Do you think that changes what you do, or that you’re able to focus on things differently?

I think it helps you to steer dynamically what it is you want from the narrative, what you want from the storyline, and you just you have more of a knowledge base as well. So you just get what’s being said – say during the strategy meeting, or discussion with the sports directors. It just helps to broaden your understanding of cycling. 

In the parts of the series that were stuff like strategy meetings – like there was one in season one where JV was like, “if we don’t get this right, then the team’s fucked” –  is that scripted or played up at all for camera, or is that just as it was? 
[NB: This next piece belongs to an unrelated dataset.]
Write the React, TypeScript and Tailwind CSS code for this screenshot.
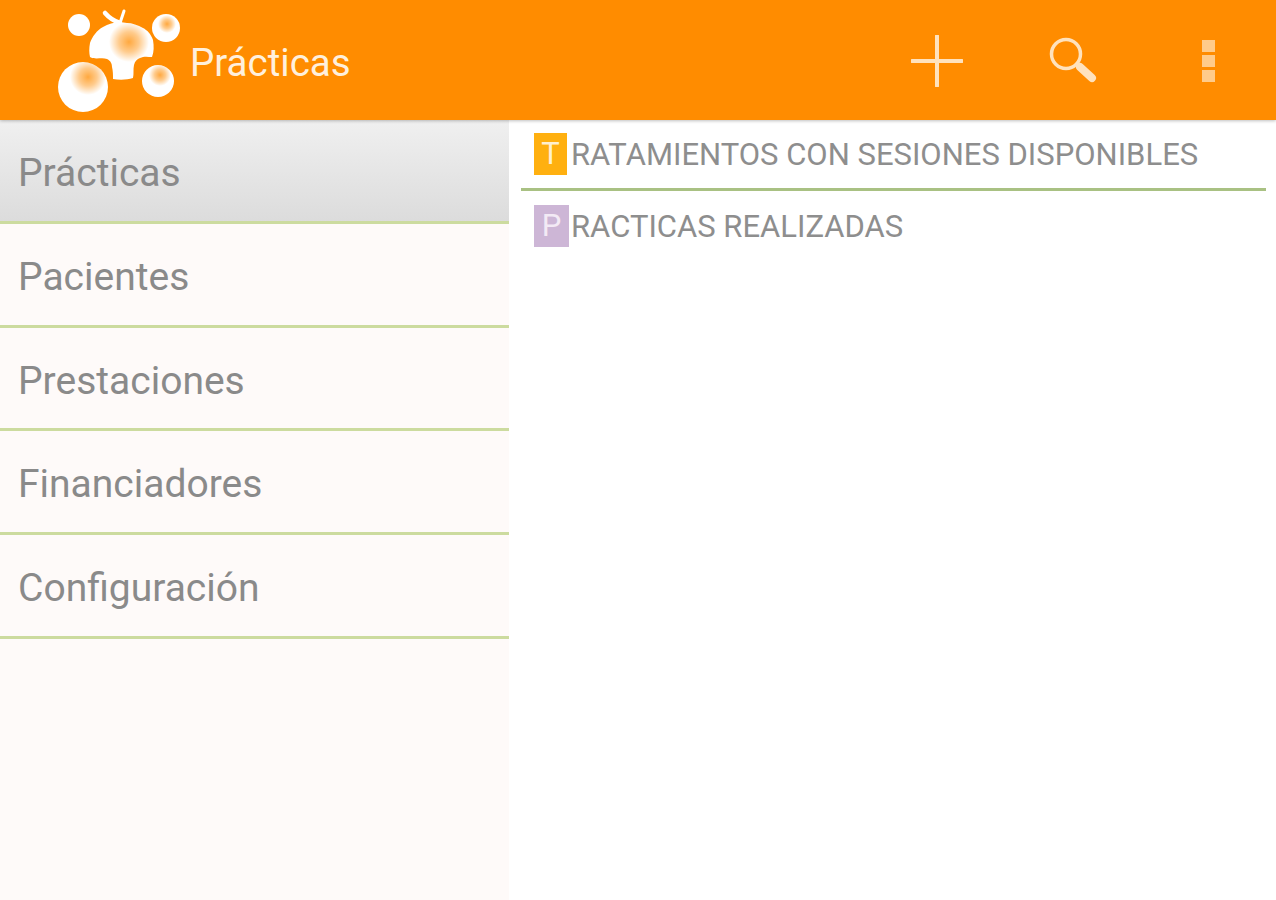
const menu = ['Prácticas', 'Pacientes', 'Prestaciones', 'Financiadores', 'Configuración'];

function Logo() {
  return (
    <svg width="130" height="120" viewBox="50 0 130 120" className="shrink-0">
      <defs>
        <radialGradient id="glow">
          <stop offset="0%" stopColor="#ff8c00" stopOpacity="0.75" />
          <stop offset="50%" stopColor="#ff8c00" stopOpacity="0.45" />
          <stop offset="100%" stopColor="#ff8c00" stopOpacity="0" />
        </radialGradient>
      </defs>
      <circle cx="79" cy="25" r="11" fill="white" />
      <path
        d="M127 23C118 21 110 23 103 27C97 30 92 37 90 43C89 48 89 53 90 57C95 60 102 57 107 59C111 61 112 64 112 67C113 71 113 75 113 79C119 80 127 80 133 78C134 74 133 69 134 65C135 61 137 59 140 58C144 56 148 57 152 57C154 52 154 46 153 40C151 34 147 30 143 28C138 25 132 23 127 23Z"
        fill="white"
      />
      <path d="M105 13Q111 20 120 23" fill="none" stroke="white" strokeWidth="4.5" strokeLinecap="round" />
      <path d="M124 11L120 23" fill="none" stroke="white" strokeWidth="3" strokeLinecap="round" />
      <circle cx="129" cy="42" r="20" fill="url(#glow)" />
      <circle cx="166" cy="28" r="14" fill="white" />
      <circle cx="167" cy="24" r="9" fill="url(#glow)" />
      <circle cx="158" cy="81" r="16" fill="white" />
      <circle cx="160" cy="75" r="11" fill="url(#glow)" />
      <circle cx="83" cy="87" r="25" fill="white" />
      <circle cx="88" cy="77" r="18" fill="url(#glow)" />
    </svg>
  );
}

function ActionIcons() {
  return (
    <div className="flex items-center">
      <svg width="52" height="52" viewBox="0 0 52 52" className="mr-[86px] mt-[2px]">
        <path d="M26 1v50M1 26h50" stroke="#ffe2bd" strokeWidth="4" strokeLinecap="round" />
      </svg>
      <svg width="48" height="48" viewBox="0 0 48 48" className="mr-[105px] mt-[2px]">
        <circle cx="17" cy="17" r="14.5" fill="none" stroke="#ffe2bd" strokeWidth="3.5" />
        <path d="M31 30l12 11" stroke="#ffe2bd" strokeWidth="8" strokeLinecap="round" />
      </svg>
      <div className="flex flex-col gap-[3px] mr-[61px] mt-[1px]">
        <div className="w-[13px] h-[12px] bg-[#ffcb8a]" />
        <div className="w-[13px] h-[12px] bg-[#ffcb8a]" />
        <div className="w-[13px] h-[12px] bg-[#ffcb8a]" />
      </div>
    </div>
  );
}

export default function App() {
  return (
    <div className="h-[900px] overflow-hidden flex flex-col bg-white font-['Roboto',sans-serif]">
      <header className="h-[120px] shrink-0 bg-[#ff8c00] flex items-center justify-between pl-[50px] shadow-[0_1px_3px_rgba(0,0,0,0.25)] z-10">
        <div className="flex items-center">
          <Logo />
          <span className="text-[38.5px] text-[#fff0dd] ml-[10px] mt-[6px]">Prácticas</span>
        </div>
        <ActionIcons />
      </header>
      <div className="flex flex-1">
        <nav className="w-[509px] shrink-0 bg-[#fefaf9]">
          {menu.map((item, i) => (
            <div
              key={item}
              className={`h-[103.75px] flex items-center pl-[18px] pt-[6px] border-b-[3px] border-[#ccdb9f] text-[39px] text-[#8a8a8a] ${
                i === 0 ? 'bg-gradient-to-b from-[#f0f0f0] to-[#dcdcdc]' : ''
              }`}
            >
              {item}
            </div>
          ))}
        </nav>
        <main className="flex-1 pl-[12px] pr-[10px] pt-[13px]">
          <div className="h-[58px] border-b-[3px] border-[#a9c183] flex items-start pl-[13px] text-[31px] text-[#8e8e8e]">
            <span className="w-[33px] h-[42px] bg-[#ffb010] text-[#fff0d0] flex items-center justify-center">T</span>
            <span className="ml-[4px] h-[42px] pt-[2px] flex items-center">RATAMIENTOS CON SESIONES DISPONIBLES</span>
          </div>
          <div className="pt-[14px] flex items-start pl-[13px] text-[31px] text-[#8e8e8e]">
            <span className="w-[35px] h-[42px] bg-[#cdb6d6] text-[#f3eaf5] flex items-center justify-center">P</span>
            <span className="ml-[2px] h-[42px] pt-[2px] flex items-center">RACTICAS REALIZADAS</span>
          </div>
        </main>
      </div>
    </div>
  );
}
To tell you the truth, that was very, very unvarnished, very off the cuff. That was raw pure emotion, and we were just rolling at the right time to capture that. So that’s all very kind of visceral emotion. Like I said before, I think it’s important that we have this kind of on the fly, observational style in the way that we shoot the series, because it just means that we’re garnering more of what’s going on.

Say in the bus, outside the bus with the team, we can pick up more of those kind of small nuances – the small moments.  When emotions come to the fore, hopefully we’ll be there rolling to capture it. 

And when you’re not doing Unchained, are you normally working on documentaries? 

I’m a documentary guy. I enjoy what documentary filming entails. And i think working In the right dynamic environment –  like, say, at bike races, or with a team like EF – it’s very valuable. It’s a very fulfilling line of work, and they keep me on my toes. It’s great that there’s a real kind of full gas dynamic to these races – and like i said before, it’s good that we can be as adaptable and versatile as possible and make sure that we’re there to to be rolling and and to gather what we can.

I think just getting that emotion from the front line is what viewers from the first series have already gotten excited about, and we want to continue that as much as possible for the second series, and potentially into the foreseeable future.